%%
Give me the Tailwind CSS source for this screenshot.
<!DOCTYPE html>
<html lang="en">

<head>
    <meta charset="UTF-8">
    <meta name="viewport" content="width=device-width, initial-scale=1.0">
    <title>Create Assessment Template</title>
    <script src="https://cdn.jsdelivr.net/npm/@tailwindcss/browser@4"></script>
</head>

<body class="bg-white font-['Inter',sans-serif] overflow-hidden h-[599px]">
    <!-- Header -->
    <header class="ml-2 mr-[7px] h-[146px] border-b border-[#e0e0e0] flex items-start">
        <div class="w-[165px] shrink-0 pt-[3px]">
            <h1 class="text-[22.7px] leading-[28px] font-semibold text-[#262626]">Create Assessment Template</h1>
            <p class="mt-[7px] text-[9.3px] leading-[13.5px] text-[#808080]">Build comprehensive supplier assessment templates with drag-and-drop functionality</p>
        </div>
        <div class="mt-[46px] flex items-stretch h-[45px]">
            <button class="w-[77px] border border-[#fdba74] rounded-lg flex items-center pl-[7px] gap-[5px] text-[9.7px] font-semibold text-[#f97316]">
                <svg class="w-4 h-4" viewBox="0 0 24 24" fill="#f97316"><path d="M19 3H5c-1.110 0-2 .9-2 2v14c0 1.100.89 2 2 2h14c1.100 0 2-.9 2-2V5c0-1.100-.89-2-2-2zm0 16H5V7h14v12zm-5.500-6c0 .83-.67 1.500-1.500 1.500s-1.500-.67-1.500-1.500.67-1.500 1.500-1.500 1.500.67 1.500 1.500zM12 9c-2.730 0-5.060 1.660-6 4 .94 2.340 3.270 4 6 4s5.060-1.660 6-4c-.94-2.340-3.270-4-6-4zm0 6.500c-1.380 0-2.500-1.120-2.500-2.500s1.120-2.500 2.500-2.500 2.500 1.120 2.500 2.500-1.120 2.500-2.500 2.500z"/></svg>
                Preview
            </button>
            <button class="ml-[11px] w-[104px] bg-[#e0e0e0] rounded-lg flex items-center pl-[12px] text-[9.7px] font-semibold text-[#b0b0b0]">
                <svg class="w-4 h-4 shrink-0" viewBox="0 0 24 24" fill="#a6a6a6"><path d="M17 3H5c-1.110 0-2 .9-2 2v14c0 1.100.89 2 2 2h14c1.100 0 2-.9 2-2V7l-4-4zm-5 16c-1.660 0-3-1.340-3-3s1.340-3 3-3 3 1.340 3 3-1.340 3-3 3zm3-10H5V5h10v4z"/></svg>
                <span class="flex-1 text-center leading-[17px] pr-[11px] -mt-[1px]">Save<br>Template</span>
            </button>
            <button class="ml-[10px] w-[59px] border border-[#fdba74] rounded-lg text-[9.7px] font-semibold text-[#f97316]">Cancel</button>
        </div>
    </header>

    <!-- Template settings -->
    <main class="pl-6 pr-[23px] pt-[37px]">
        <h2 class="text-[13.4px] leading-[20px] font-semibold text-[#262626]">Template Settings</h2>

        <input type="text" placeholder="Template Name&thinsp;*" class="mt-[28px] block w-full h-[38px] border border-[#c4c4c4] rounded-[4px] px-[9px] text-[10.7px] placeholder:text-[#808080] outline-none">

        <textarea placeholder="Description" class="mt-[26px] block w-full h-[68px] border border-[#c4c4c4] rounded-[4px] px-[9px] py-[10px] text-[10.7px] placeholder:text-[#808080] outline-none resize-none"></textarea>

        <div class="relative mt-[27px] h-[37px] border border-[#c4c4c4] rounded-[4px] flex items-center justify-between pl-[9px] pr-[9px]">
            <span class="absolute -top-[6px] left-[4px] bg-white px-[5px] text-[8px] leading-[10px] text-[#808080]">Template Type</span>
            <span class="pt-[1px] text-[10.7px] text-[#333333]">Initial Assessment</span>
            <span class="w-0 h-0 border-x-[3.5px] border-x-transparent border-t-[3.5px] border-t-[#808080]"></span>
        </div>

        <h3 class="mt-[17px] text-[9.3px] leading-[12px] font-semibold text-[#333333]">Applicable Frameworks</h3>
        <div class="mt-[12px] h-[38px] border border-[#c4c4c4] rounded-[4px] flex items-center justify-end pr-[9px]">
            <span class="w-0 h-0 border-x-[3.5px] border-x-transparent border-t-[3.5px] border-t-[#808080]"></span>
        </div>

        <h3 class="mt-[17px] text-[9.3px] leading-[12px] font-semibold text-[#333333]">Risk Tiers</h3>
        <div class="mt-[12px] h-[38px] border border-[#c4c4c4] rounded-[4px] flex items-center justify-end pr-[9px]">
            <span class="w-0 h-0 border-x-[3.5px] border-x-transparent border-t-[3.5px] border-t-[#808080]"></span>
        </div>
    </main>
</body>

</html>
%%
■ **Requirements**
Extract the data exactly as given.

■ **Written reply**
Give me the Tailwind CSS source for this screenshot.
<!DOCTYPE html>
<html lang="en">

<head>
    <meta charset="UTF-8">
    <meta name="viewport" content="width=device-width, initial-scale=1.0">
    <title>Create Assessment Template</title>
    <script src="https://cdn.jsdelivr.net/npm/@tailwindcss/browser@4"></script>
</head>

<body class="bg-white font-['Inter',sans-serif] overflow-hidden h-[599px]">
    <!-- Header -->
    <header class="ml-2 mr-[7px] h-[146px] border-b border-[#e0e0e0] flex items-start">
        <div class="w-[165px] shrink-0 pt-[3px]">
            <h1 class="text-[22.7px] leading-[28px] font-semibold text-[#262626]">Create Assessment Template</h1>
            <p class="mt-[7px] text-[9.3px] leading-[13.5px] text-[#808080]">Build comprehensive supplier assessment templates with drag-and-drop functionality</p>
        </div>
        <div class="mt-[46px] flex items-stretch h-[45px]">
            <button class="w-[77px] border border-[#fdba74] rounded-lg flex items-center pl-[7px] gap-[5px] text-[9.7px] font-semibold text-[#f97316]">
                <svg class="w-4 h-4" viewBox="0 0 24 24" fill="#f97316"><path d="M19 3H5c-1.110 0-2 .9-2 2v14c0 1.100.89 2 2 2h14c1.100 0 2-.9 2-2V5c0-1.100-.89-2-2-2zm0 16H5V7h14v12zm-5.500-6c0 .83-.67 1.500-1.500 1.500s-1.500-.67-1.500-1.500.67-1.500 1.500-1.500 1.500.67 1.500 1.500zM12 9c-2.730 0-5.060 1.660-6 4 .94 2.340 3.270 4 6 4s5.060-1.660 6-4c-.94-2.340-3.270-4-6-4zm0 6.500c-1.380 0-2.500-1.120-2.500-2.500s1.120-2.500 2.500-2.500 2.500 1.120 2.500 2.500-1.120 2.500-2.500 2.500z"/></svg>
                Preview
            </button>
            <button class="ml-[11px] w-[104px] bg-[#e0e0e0] rounded-lg flex items-center pl-[12px] text-[9.7px] font-semibold text-[#b0b0b0]">
                <svg class="w-4 h-4 shrink-0" viewBox="0 0 24 24" fill="#a6a6a6"><path d="M17 3H5c-1.110 0-2 .9-2 2v14c0 1.100.89 2 2 2h14c1.100 0 2-.9 2-2V7l-4-4zm-5 16c-1.660 0-3-1.340-3-3s1.340-3 3-3 3 1.340 3 3-1.340 3-3 3zm3-10H5V5h10v4z"/></svg>
                <span class="flex-1 text-center leading-[17px] pr-[11px] -mt-[1px]">Save<br>Template</span>
            </button>
            <button class="ml-[10px] w-[59px] border border-[#fdba74] rounded-lg text-[9.7px] font-semibold text-[#f97316]">Cancel</button>
        </div>
    </header>

    <!-- Template settings -->
    <main class="pl-6 pr-[23px] pt-[37px]">
        <h2 class="text-[13.4px] leading-[20px] font-semibold text-[#262626]">Template Settings</h2>

        <input type="text" placeholder="Template Name&thinsp;*" class="mt-[28px] block w-full h-[38px] border border-[#c4c4c4] rounded-[4px] px-[9px] text-[10.7px] placeholder:text-[#808080] outline-none">

        <textarea placeholder="Description" class="mt-[26px] block w-full h-[68px] border border-[#c4c4c4] rounded-[4px] px-[9px] py-[10px] text-[10.7px] placeholder:text-[#808080] outline-none resize-none"></textarea>

        <div class="relative mt-[27px] h-[37px] border border-[#c4c4c4] rounded-[4px] flex items-center justify-between pl-[9px] pr-[9px]">
            <span class="absolute -top-[6px] left-[4px] bg-white px-[5px] text-[8px] leading-[10px] text-[#808080]">Template Type</span>
            <span class="pt-[1px] text-[10.7px] text-[#333333]">Initial Assessment</span>
            <span class="w-0 h-0 border-x-[3.5px] border-x-transparent border-t-[3.5px] border-t-[#808080]"></span>
        </div>

        <h3 class="mt-[17px] text-[9.3px] leading-[12px] font-semibold text-[#333333]">Applicable Frameworks</h3>
        <div class="mt-[12px] h-[38px] border border-[#c4c4c4] rounded-[4px] flex items-center justify-end pr-[9px]">
            <span class="w-0 h-0 border-x-[3.5px] border-x-transparent border-t-[3.5px] border-t-[#808080]"></span>
        </div>

        <h3 class="mt-[17px] text-[9.3px] leading-[12px] font-semibold text-[#333333]">Risk Tiers</h3>
        <div class="mt-[12px] h-[38px] border border-[#c4c4c4] rounded-[4px] flex items-center justify-end pr-[9px]">
            <span class="w-0 h-0 border-x-[3.5px] border-x-transparent border-t-[3.5px] border-t-[#808080]"></span>
        </div>
    </main>
</body>

</html>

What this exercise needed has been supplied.